The agreement on transitional justice marks the end of a 16-month impasse in the talks, and opens the door for the signing of a full peace accord by March 23, 2016.
“The chief secretariat of the FARC and I have agreed that the negotiations should be finished in no less than 6 months,” said Santos.
The talks, which aim to end almost 60 years of violence, began in November 2012 and had seen agreements reached on three out of the five points on the agenda.
However the issues of justice and disarmament proved more complicated, with negotiators trying to find a compromise between those that sought impunity and those that sought justice for crimes committed.
Today’s accord was read aloud by delegates from Cuba and Norway, before being signed by President Santos and the FARC leader, Timoleón Jimenéz (alias Timochenko).
It commits to the creation of a ‘Special Jurisdiction for Peace’ that has the power to seek the truth through tribunals, and also pass judgement through special courts. It is conditional on the FARC disarming within 60 days of the signing of an agreement, and also states that the government will give its full support to transforming FARC into a legal political movement post conflict.
Addressing the meeting, Santos explained that he believes that the agreement reaches the objective set from the outset: peace without impunity.
He said: “This issue is perhaps the most difficult and the most complicated to define.
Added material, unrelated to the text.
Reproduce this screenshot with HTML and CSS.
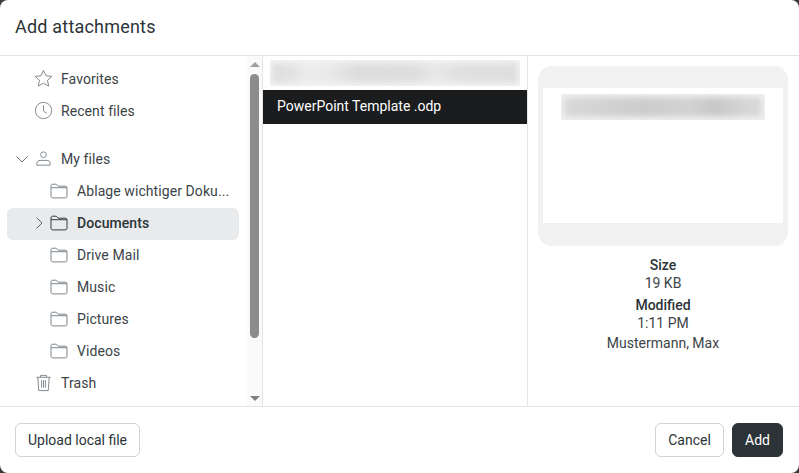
FILE: index.html
```html
<!DOCTYPE html>
<html lang="en">
<head>
<meta charset="utf-8">
<title>Add attachments</title>
<link rel="stylesheet" href="styles.css">
</head>
<body>
<svg class="defs" width="0" height="0" aria-hidden="true">
  <symbol id="folder" viewBox="0 0 18 16"><path d="M1 3C1 1.900 1.700 1.200 2.800 1.200H6.300L8.200 3.200H15.200C16.400 3.200 17 3.900 17 5V13C17 14.200 16.400 14.900 15.200 14.900H2.800C1.700 14.900 1 14.200 1 13ZM1 4.700H17" fill="none" stroke="currentColor" stroke-width="1"/></symbol>
</svg>
<main class="dialog">
  <header class="head"><h1 class="title">Add attachments</h1></header>
  <div class="body">
    <nav class="side">
      <div class="tree">
        <div class="row lvl0"><svg class="ic" viewBox="0 0 20 20"><path d="M10 1.500l2.600 5.600 6.200.7-4.600 4.100 1.300 6.100L10 14.900l-5.500 3.100 1.300-6.100-4.600-4.100 6.200-.7z" fill="none" stroke="currentColor"/></svg><span>Favorites</span></div>
        <div class="row lvl0"><svg class="ic" viewBox="0 0 20 20"><circle cx="10" cy="10" r="8.600" fill="none" stroke="currentColor"/><path d="M10 4.500V10.500L13.500 13" fill="none" stroke="currentColor"/></svg><span>Recent files</span></div>
        <div class="row lvl0 gap"><svg class="chev" viewBox="0 0 12 12"><path d="M.5 3.500L6 9L11.500 3.500" fill="none" stroke="currentColor"/></svg><svg class="ic" viewBox="0 0 20 20"><circle cx="10" cy="6" r="3" fill="none" stroke="currentColor"/><path d="M3 17V15C3 13.200 4.500 12 6.500 12H13.500C15.500 12 17 13.200 17 15V17Z" fill="none" stroke="currentColor"/></svg><span>My files</span></div>
        <div class="row lvl1"><svg class="folder"><use href="#folder"/></svg><span>Ablage wichtiger Doku...</span></div>
        <div class="row lvl1 active"><svg class="chev-r" viewBox="0 0 12 12"><path d="M3.500 .5L9 6L3.500 11.500" fill="none" stroke="currentColor"/></svg><svg class="folder"><use href="#folder"/></svg><span>Documents</span></div>
        <div class="row lvl1"><svg class="folder"><use href="#folder"/></svg><span>Drive Mail</span></div>
        <div class="row lvl1"><svg class="folder"><use href="#folder"/></svg><span>Music</span></div>
        <div class="row lvl1"><svg class="folder"><use href="#folder"/></svg><span>Pictures</span></div>
        <div class="row lvl1"><svg class="folder"><use href="#folder"/></svg><span>Videos</span></div>
        <div class="row lvl0"><svg class="ic" viewBox="0 0 20 20"><path d="M2.500 4.500H17.500M7 4.500V2.500H13V4.500M4 4.500L5 18.500H15L16 4.500" fill="none" stroke="currentColor"/><path d="M8 7.500V15.500M10 7.500V15.500M12 7.500V15.500" fill="none" stroke="currentColor"/></svg><span>Trash</span></div>
      </div>
      <div class="scrollbar">
        <div class="arrow up"></div>
        <div class="thumb"></div>
        <div class="spacer"></div>
        <div class="arrow down"></div>
      </div>
    </nav>
    <section class="files">
      <div class="file blurred"><span class="smear"></span></div>
      <div class="file selected">PowerPoint Template .odp</div>
    </section>
    <aside class="detail">
      <div class="preview"><div class="page"><span class="page-smear"></span></div></div>
      <dl class="meta">
        <dt>Size</dt><dd>19 KB</dd>
        <dt class="second">Modified</dt><dd>1:11 PM</dd>
        <dd class="author">Mustermann, Max</dd>
      </dl>
    </aside>
  </div>
  <footer class="foot">
    <button class="btn upload">Upload local file</button>
    <div class="actions">
      <button class="btn cancel">Cancel</button>
      <button class="btn primary">Add</button>
    </div>
  </footer>
</main>
</body>
</html>
```
FILE: styles.css
```css
* { box-sizing: border-box; }
html, body { margin: 0; height: 100%; background: #3a3a3a; }
body { font-family: Roboto, "Liberation Sans", sans-serif; color: #333b40; overflow: hidden; }
.defs { position: absolute; }
.dialog { width: 799px; height: 473px; background: #fff; border-radius: 8px; display: flex; flex-direction: column; overflow: hidden; }
.head { height: 56px; border-bottom: 1px solid #e3e4e5; display: flex; align-items: center; padding: 0 15px 3px; flex: none; }
.title { margin: 0; font-size: 18px; font-weight: 400; color: #2c3438; letter-spacing: .2px; }
.body { flex: 1; display: flex; min-height: 0; }
.side { width: 263px; flex: none; border-right: 1px solid #e3e4e5; display: flex; }
.tree { width: 247px; padding: 8px 0 0 7px; flex: none; }
.row { height: 32px; width: 232px; display: flex; align-items: center; font-size: 14px; border-radius: 6px; color: #3c4448; padding-bottom: 3px; letter-spacing: .08px; }
.lvl0 { padding-left: 27px; }
.lvl1 { padding-left: 43px; }
.gap { margin-top: 16px; padding-left: 9px; }
.ic { width: 19px; height: 19px; color: #7c858a; margin-right: 8px; flex: none; }
.chev { width: 12px; height: 12px; color: #6a7378; margin-right: 6px; flex: none; }
.folder { width: 18px; height: 16px; color: #7c858a; margin-right: 9px; flex: none; }
.active { background: #e9eaec; font-weight: 500; color: #2c3438; padding-left: 26px; }
.active .folder { color: #343c40; }
.chev-r { width: 12px; height: 12px; margin-right: 5px; color: #5a6368; flex: none; }
.scrollbar { width: 15px; background: #fafafa; display: flex; flex-direction: column; align-items: center; padding: 6px 0 5px; }
.arrow { width: 0; height: 0; border-left: 5px solid transparent; border-right: 5px solid transparent; flex: none; }
.up { border-bottom: 5px solid #a0a0a0; }
.down { border-top: 5px solid #808080; }
.thumb { width: 9px; height: 264px; background: #8c8c8c; border-radius: 5px; margin-top: 7px; flex: none; }
.spacer { flex: 1; }
.files { width: 265px; flex: none; border-right: 1px solid #e3e4e5; }
.file { height: 34px; display: flex; align-items: center; padding-left: 14px; font-size: 14px; }
.blurred { padding: 0 7px; }
.smear { display: block; width: 250px; height: 26px; overflow: hidden; background: #f4f4f4; }
.smear::before { content: ""; display: block; height: 20px; margin: 3px 2px; background: linear-gradient(90deg, #dddddd 0%, #e2e2e2 8%, #ececec 14%, #e9e9e9 24%, #dcdddc 34%, #dedede 58%, #e8e8e8 66%, #e0e0e0 78%, #dedede 100%); filter: blur(3px); }
.selected { background: #1a1c1e; color: #fff; padding-bottom: 2px; }
.detail { flex: 1; padding: 10px 11px 0 10px; }
.preview { height: 180px; background: #f1f1f1; border-radius: 14px; padding: 22px 5px 23px; }
.page { height: 135px; background: #fff; padding: 6px 18px; }
.page-smear { display: block; width: 204px; height: 26px; overflow: hidden; background: #f2f2f2; }
.page-smear::before { content: ""; display: block; height: 20px; margin: 3px 3px; background: linear-gradient(90deg, #d8d8d8 0%, #d2d2d2 20%, #cccccc 40%, #d2d2d2 62%, #c8c8c8 76%, #d4d4d4 90%, #d8d8d8 100%); filter: blur(3px); }
.meta { margin: 10px 0 0; text-align: center; font-size: 14px; line-height: 18px; color: #3c4448; }
.meta dt { font-weight: 500; color: #2c3438; }
.meta dd { margin: 0; }
.meta .second { margin-top: 4px; }
.meta .author { margin-top: 2px; }
.foot { height: 67px; flex: none; border-top: 1px solid #e3e4e5; display: flex; justify-content: space-between; align-items: center; padding: 0 16px 0 15px; }
.actions { display: flex; gap: 8px; }
.btn { height: 34px; padding: 0 0 1px; font: 400 14px Roboto, "Liberation Sans", sans-serif; color: #2c3438; background: #fff; border: 1px solid #ced3d8; border-radius: 6px; }
.upload { width: 125px; }
.cancel { width: 69px; }
.primary { width: 51px; background: #2c3438; border-color: #2c3438; color: #fff; }
```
So it has been in all the peace processes around the world.”
The president stressed that the special tribunal follows the Colombian constitution as well as satisfying the victim’s right to justice, truth, reparation and non-repetition.
The special jurisdiction, which is applicable to everybody involved in the conflict, allows for amnesty in some cases, as well as reduced penalties for those who admit their responsibilities and participate in the process of reparation to victims in the cases of serious crimes.
Those who recognise their crimes will receive sentences of five to eight years of ‘restricted freedom.’ Those who do not will face custodial sentences of up to 20 years.
Timochenko commented, “The special jurisdiction that we have created should inspire us all to look forward, to agree on the future of our country and to stop confronting the past.”
He added, “Today we announce to the country that we will do everything in our power to reach a final peace agreement in a few months.”
Senator Álvero Uribe was quick to take to twitter with his ‘concerns’, primarily the lack of custodial sentences for those who admit their crimes. “It is acceptable that the guerrilla fighters are not put in prison, but to grant this indulgence to the ringleader who is responsible for atrocities is a bad example that promotes new violence,” he said.
He also objected to the armed forces being judged by the same mechanisms of justice as the rebel fighters, and believes that narco trafficking and kidnapping should not be considered political crimes.
Santos said, “As I have always said to the men and women of our armed forces, there is no possibility to give special treatment to the FARC if there is not – at the same time – a treatment which can be different, but simultaneous, equal and symmetrical for our military and police.”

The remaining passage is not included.